╭─ Material
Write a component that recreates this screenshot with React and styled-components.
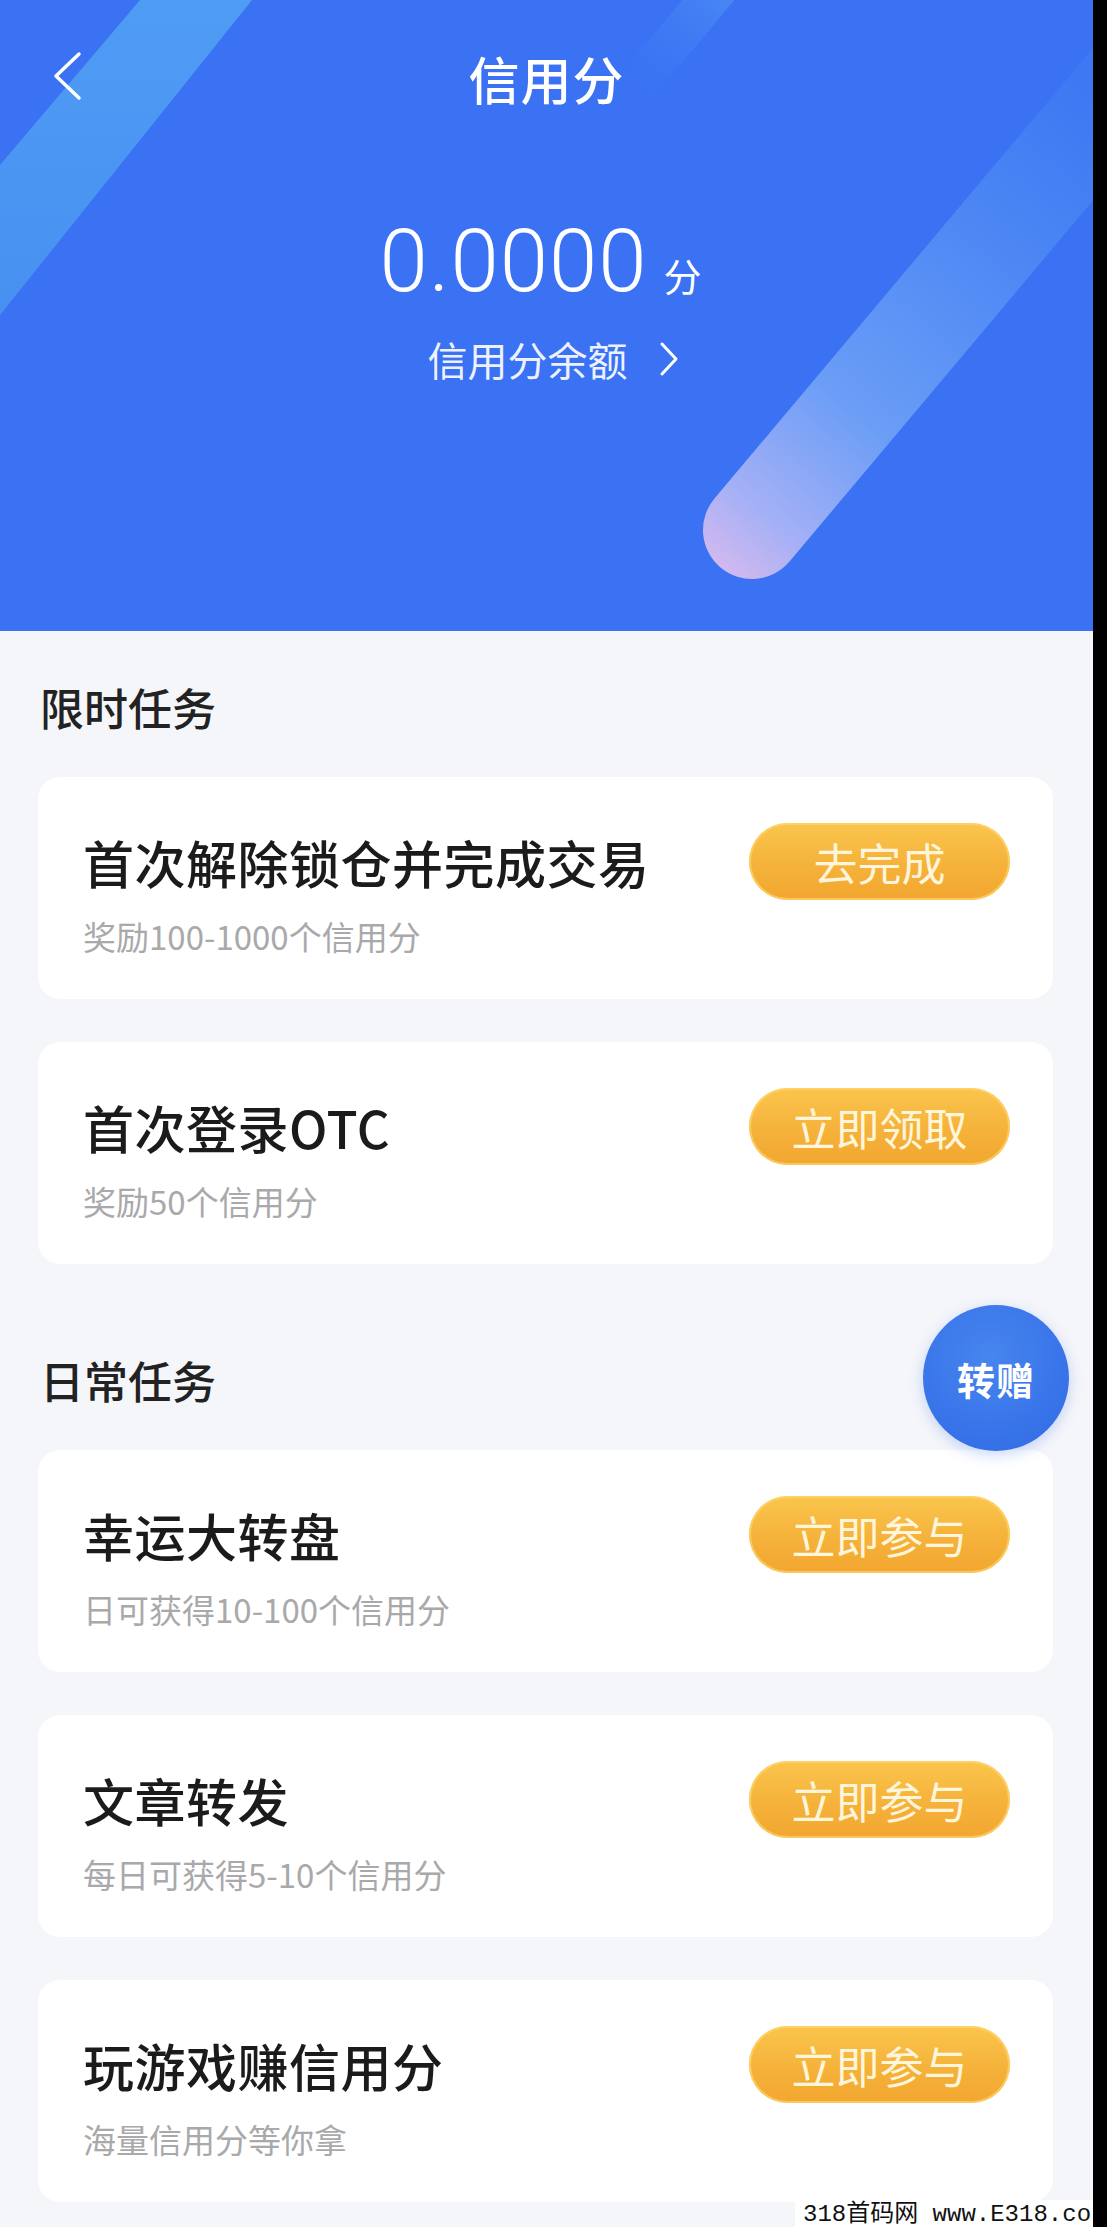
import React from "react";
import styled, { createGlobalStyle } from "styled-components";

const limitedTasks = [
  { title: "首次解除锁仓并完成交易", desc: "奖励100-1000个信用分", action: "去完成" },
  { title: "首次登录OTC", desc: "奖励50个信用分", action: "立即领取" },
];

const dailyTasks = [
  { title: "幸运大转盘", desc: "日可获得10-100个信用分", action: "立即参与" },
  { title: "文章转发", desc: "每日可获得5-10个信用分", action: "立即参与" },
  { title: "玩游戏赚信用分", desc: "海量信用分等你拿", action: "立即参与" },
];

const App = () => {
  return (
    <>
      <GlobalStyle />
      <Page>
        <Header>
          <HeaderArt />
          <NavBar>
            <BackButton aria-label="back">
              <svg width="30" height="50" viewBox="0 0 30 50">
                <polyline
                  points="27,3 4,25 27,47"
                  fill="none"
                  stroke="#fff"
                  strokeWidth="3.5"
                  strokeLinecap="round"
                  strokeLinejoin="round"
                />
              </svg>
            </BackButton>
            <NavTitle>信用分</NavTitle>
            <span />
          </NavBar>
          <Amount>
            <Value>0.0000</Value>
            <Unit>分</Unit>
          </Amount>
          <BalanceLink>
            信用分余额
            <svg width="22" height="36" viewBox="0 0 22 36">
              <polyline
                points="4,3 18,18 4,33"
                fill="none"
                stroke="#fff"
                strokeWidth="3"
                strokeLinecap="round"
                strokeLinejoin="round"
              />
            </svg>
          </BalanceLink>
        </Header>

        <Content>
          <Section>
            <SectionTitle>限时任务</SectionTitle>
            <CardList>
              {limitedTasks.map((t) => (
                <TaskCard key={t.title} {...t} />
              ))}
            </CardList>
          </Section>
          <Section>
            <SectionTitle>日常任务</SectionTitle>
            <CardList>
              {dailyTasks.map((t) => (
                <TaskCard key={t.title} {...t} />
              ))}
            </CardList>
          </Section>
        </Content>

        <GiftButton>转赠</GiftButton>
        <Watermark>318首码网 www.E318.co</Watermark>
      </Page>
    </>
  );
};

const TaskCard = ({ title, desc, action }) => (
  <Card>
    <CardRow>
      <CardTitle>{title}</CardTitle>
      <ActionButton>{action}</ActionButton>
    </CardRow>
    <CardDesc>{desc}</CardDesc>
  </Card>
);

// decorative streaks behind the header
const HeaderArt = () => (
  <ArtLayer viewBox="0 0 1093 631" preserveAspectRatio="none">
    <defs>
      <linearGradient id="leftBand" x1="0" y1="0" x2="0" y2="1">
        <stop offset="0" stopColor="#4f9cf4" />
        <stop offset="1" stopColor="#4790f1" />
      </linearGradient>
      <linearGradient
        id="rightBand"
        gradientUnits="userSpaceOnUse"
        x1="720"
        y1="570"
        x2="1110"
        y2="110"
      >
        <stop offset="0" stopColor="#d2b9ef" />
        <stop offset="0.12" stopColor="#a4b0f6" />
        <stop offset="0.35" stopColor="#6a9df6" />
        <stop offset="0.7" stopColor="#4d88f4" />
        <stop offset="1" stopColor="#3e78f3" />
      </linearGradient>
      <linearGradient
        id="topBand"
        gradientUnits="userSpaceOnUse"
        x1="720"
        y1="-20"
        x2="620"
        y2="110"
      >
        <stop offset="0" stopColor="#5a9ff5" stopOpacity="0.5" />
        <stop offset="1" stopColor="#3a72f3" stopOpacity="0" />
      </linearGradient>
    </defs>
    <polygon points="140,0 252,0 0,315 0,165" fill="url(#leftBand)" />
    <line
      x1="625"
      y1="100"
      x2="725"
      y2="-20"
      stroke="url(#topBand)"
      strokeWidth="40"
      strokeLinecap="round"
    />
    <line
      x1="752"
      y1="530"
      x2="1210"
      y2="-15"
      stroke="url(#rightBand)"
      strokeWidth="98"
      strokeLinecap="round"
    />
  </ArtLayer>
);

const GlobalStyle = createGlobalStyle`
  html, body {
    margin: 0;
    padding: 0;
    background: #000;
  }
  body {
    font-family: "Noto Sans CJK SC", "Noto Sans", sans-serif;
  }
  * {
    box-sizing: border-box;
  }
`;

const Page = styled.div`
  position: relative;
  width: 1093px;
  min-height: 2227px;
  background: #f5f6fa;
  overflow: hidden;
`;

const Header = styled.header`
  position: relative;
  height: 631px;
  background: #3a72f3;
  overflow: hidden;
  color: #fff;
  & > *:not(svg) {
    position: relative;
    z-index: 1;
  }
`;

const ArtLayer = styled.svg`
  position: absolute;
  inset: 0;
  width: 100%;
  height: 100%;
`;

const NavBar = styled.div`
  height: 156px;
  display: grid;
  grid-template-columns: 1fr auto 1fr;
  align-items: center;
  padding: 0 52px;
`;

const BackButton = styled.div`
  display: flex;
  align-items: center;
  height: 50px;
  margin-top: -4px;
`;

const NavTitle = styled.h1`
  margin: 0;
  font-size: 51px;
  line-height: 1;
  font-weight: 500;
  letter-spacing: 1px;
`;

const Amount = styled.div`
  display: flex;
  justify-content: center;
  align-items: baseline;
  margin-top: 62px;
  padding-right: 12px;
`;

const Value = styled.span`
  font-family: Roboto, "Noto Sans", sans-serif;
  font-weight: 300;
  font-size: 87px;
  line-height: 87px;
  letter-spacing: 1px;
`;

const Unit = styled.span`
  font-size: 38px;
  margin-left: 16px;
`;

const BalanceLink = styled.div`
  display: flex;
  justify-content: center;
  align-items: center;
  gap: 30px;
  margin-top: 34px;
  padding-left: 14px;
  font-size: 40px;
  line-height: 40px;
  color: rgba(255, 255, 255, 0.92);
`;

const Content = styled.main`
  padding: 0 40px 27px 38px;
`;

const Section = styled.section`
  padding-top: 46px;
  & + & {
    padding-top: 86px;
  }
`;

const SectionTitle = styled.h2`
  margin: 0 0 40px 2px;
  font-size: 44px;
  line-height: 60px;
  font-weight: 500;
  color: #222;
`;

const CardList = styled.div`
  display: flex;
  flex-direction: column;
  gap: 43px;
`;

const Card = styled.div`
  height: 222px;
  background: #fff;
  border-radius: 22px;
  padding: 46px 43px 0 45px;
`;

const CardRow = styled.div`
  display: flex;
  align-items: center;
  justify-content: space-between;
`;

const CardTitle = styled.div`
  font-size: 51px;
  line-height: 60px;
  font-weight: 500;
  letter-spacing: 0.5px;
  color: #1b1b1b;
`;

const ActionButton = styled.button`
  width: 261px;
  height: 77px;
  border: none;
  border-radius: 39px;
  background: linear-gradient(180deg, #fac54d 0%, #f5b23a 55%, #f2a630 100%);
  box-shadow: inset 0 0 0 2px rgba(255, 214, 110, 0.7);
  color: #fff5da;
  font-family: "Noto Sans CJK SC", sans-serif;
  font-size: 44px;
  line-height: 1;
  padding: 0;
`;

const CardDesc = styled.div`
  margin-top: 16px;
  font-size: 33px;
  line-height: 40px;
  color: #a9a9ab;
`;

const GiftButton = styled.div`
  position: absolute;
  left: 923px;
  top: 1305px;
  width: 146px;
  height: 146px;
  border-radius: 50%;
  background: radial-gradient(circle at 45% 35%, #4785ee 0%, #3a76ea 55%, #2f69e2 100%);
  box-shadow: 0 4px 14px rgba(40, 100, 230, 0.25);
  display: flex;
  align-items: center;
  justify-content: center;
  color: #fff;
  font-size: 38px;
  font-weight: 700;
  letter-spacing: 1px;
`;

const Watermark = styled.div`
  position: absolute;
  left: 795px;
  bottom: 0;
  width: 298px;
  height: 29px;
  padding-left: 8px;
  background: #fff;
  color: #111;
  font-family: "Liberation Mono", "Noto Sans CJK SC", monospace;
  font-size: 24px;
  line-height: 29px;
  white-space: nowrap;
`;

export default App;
╰─
### Aim of the task
Check every line in the material above for the string "React", then give only the number of lines that have it.

### Task solution
2